• _Requirement_: Reproduce every record below exactly as written, leaving out any pictures.

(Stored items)
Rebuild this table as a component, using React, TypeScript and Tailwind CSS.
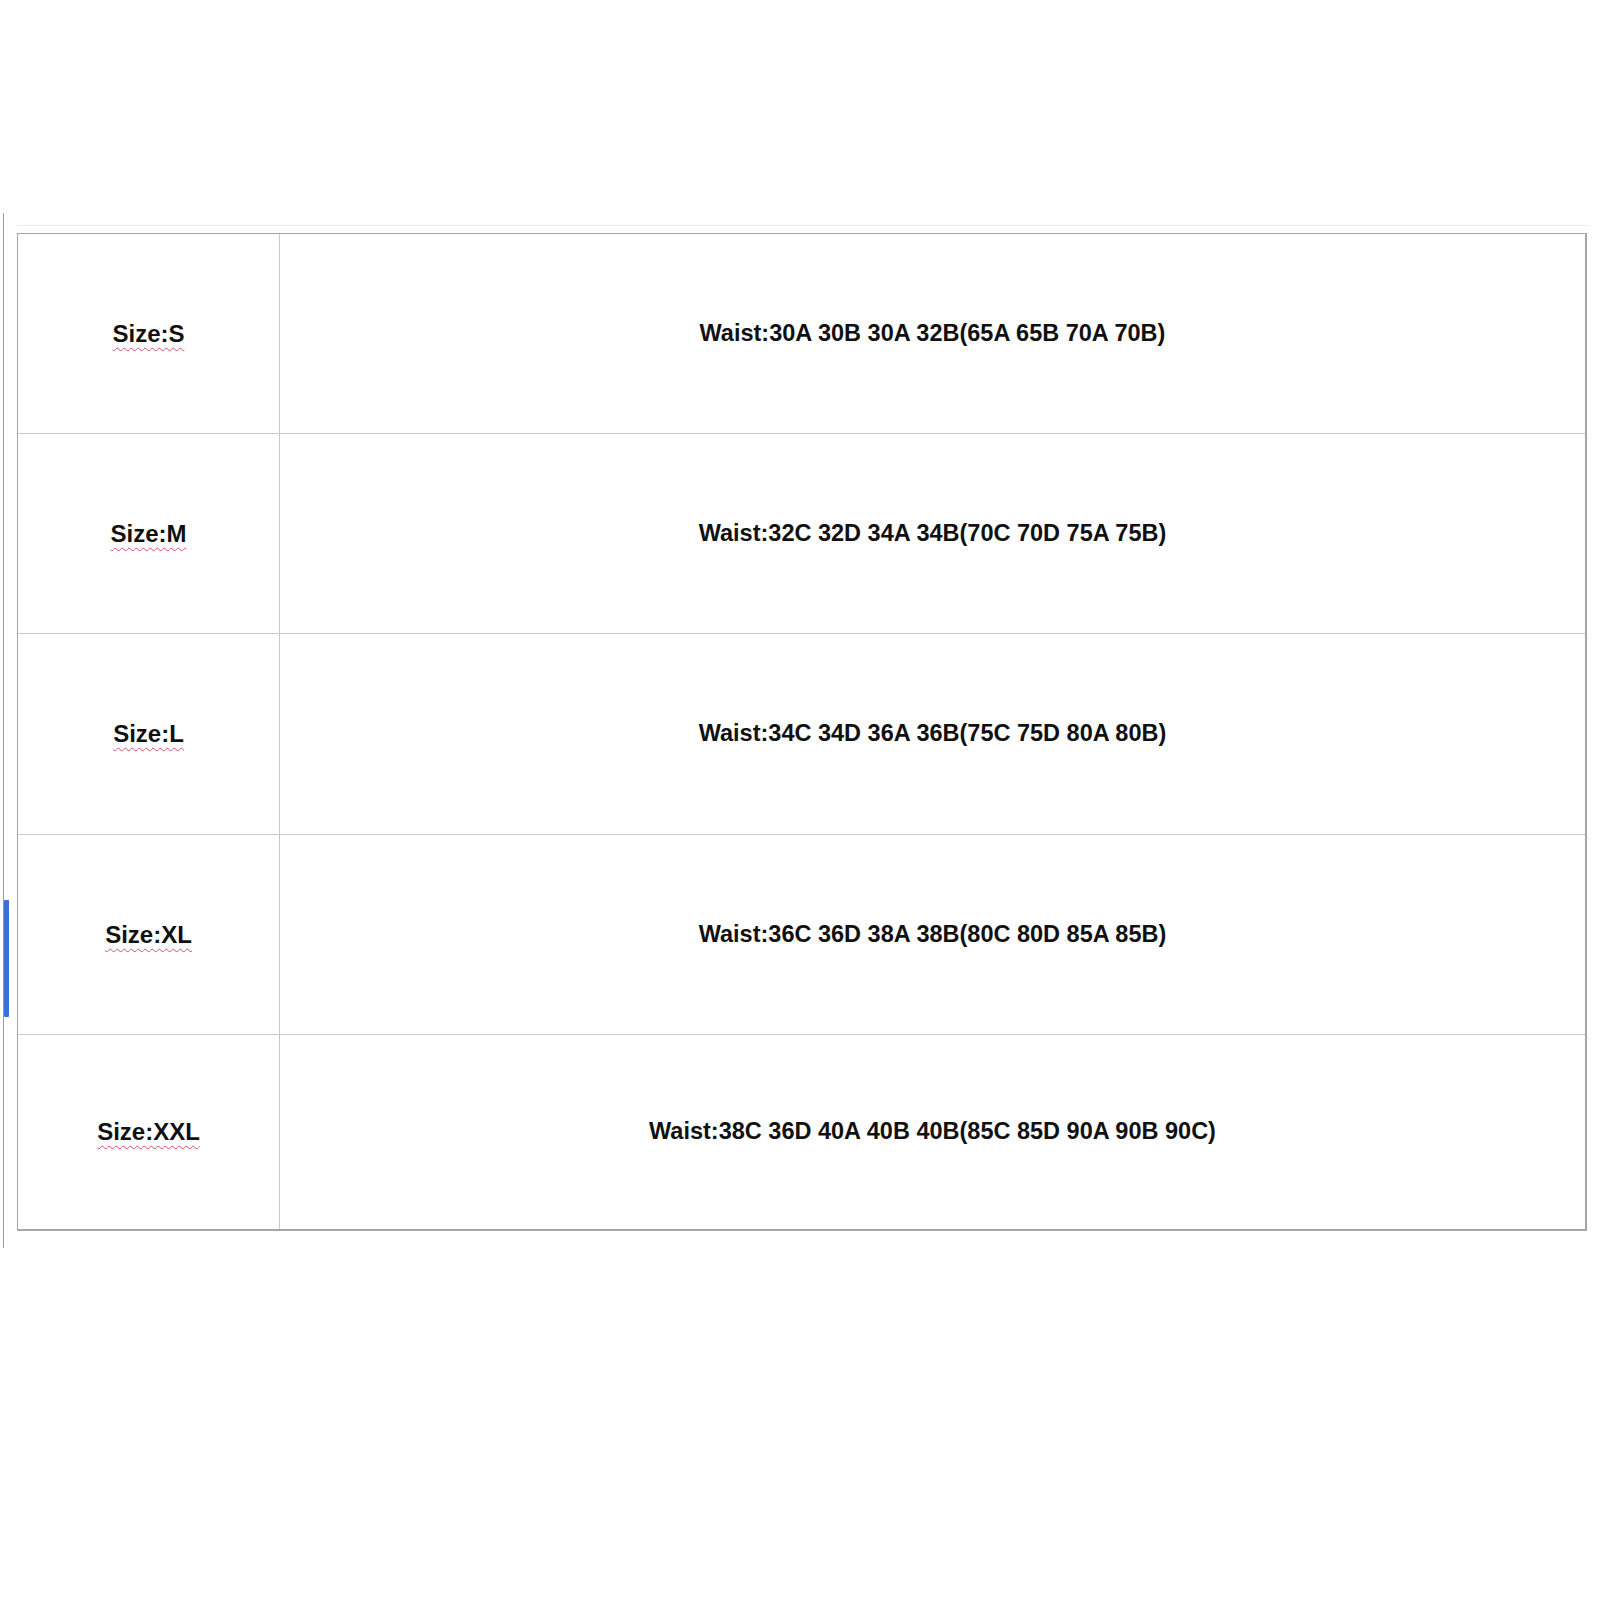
const rows = [
  { size: "Size:S", waist: "Waist:30A 30B 30A 32B(65A 65B 70A 70B)", h: "h-[199px]" },
  { size: "Size:M", waist: "Waist:32C 32D 34A 34B(70C 70D 75A 75B)", h: "h-[200px]" },
  { size: "Size:L", waist: "Waist:34C 34D 36A 36B(75C 75D 80A 80B)", h: "h-[201px]" },
  { size: "Size:XL", waist: "Waist:36C 36D 38A 38B(80C 80D 85A 85B)", h: "h-[200px]" },
  { size: "Size:XXL", waist: "Waist:38C 36D 40A 40B 40B(85C 85D 90A 90B 90C)", h: "h-[195px]" },
];

export default function App() {
  return (
    <div className="w-[1600px] h-[1600px] bg-white pt-[213px] font-['Liberation_Sans',Arial,sans-serif] text-[#111]">
      <div className="flex items-start ml-[3px]">
        {/* editor gutter */}
        <div className="w-[14px] h-[1035px] border-l border-[#9a9a9a] shrink-0">
          <div className="mt-[687px] w-[5px] h-[117px] bg-[#3b6fdc] rounded-[1px]" />
        </div>

        {/* size table */}
        <div className="mt-[12px] pt-[7px] border-t border-[#ececec] w-[1572px]">
          <div className="w-[1570px] border border-[#a6a6a6] border-b-2 border-r-2">
            {rows.map((row, i) => (
              <div
                key={row.size}
                className={`grid grid-cols-[262px_1fr] ${row.h} ${i > 0 ? "border-t border-[#c8c8c8]" : ""}`}
              >
                <div className="flex items-center justify-center border-r border-[#c8c8c8]">
                  <span className="text-[24px] font-bold underline decoration-wavy decoration-[#d0506a] decoration-1 underline-offset-[5px]">
                    {row.size}
                  </span>
                </div>
                <div className="flex items-center justify-center">
                  <span className="text-[23.5px] font-bold">{row.waist}</span>
                </div>
              </div>
            ))}
          </div>
        </div>
      </div>
    </div>
  );
}
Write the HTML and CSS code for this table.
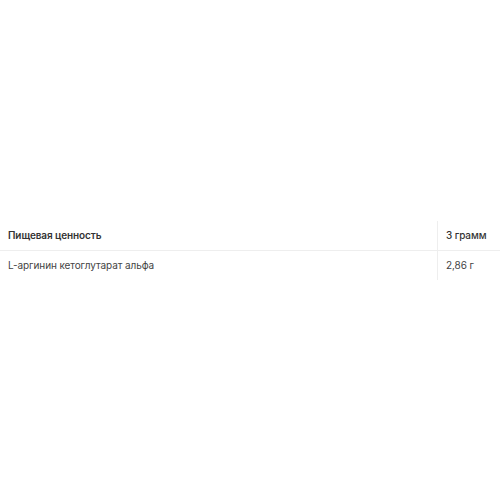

• _Answer in full_:
Rebuild this table as a component, using React, TypeScript and Tailwind CSS.
const rows = [
  { size: "Size:S", waist: "Waist:30A 30B 30A 32B(65A 65B 70A 70B)", h: "h-[199px]" },
  { size: "Size:M", waist: "Waist:32C 32D 34A 34B(70C 70D 75A 75B)", h: "h-[200px]" },
  { size: "Size:L", waist: "Waist:34C 34D 36A 36B(75C 75D 80A 80B)", h: "h-[201px]" },
  { size: "Size:XL", waist: "Waist:36C 36D 38A 38B(80C 80D 85A 85B)", h: "h-[200px]" },
  { size: "Size:XXL", waist: "Waist:38C 36D 40A 40B 40B(85C 85D 90A 90B 90C)", h: "h-[195px]" },
];

export default function App() {
  return (
    <div className="w-[1600px] h-[1600px] bg-white pt-[213px] font-['Liberation_Sans',Arial,sans-serif] text-[#111]">
      <div className="flex items-start ml-[3px]">
        {/* editor gutter */}
        <div className="w-[14px] h-[1035px] border-l border-[#9a9a9a] shrink-0">
          <div className="mt-[687px] w-[5px] h-[117px] bg-[#3b6fdc] rounded-[1px]" />
        </div>

        {/* size table */}
        <div className="mt-[12px] pt-[7px] border-t border-[#ececec] w-[1572px]">
          <div className="w-[1570px] border border-[#a6a6a6] border-b-2 border-r-2">
            {rows.map((row, i) => (
              <div
                key={row.size}
                className={`grid grid-cols-[262px_1fr] ${row.h} ${i > 0 ? "border-t border-[#c8c8c8]" : ""}`}
              >
                <div className="flex items-center justify-center border-r border-[#c8c8c8]">
                  <span className="text-[24px] font-bold underline decoration-wavy decoration-[#d0506a] decoration-1 underline-offset-[5px]">
                    {row.size}
                  </span>
                </div>
                <div className="flex items-center justify-center">
                  <span className="text-[23.5px] font-bold">{row.waist}</span>
                </div>
              </div>
            ))}
          </div>
        </div>
      </div>
    </div>
  );
}
Write the HTML and CSS code for this table.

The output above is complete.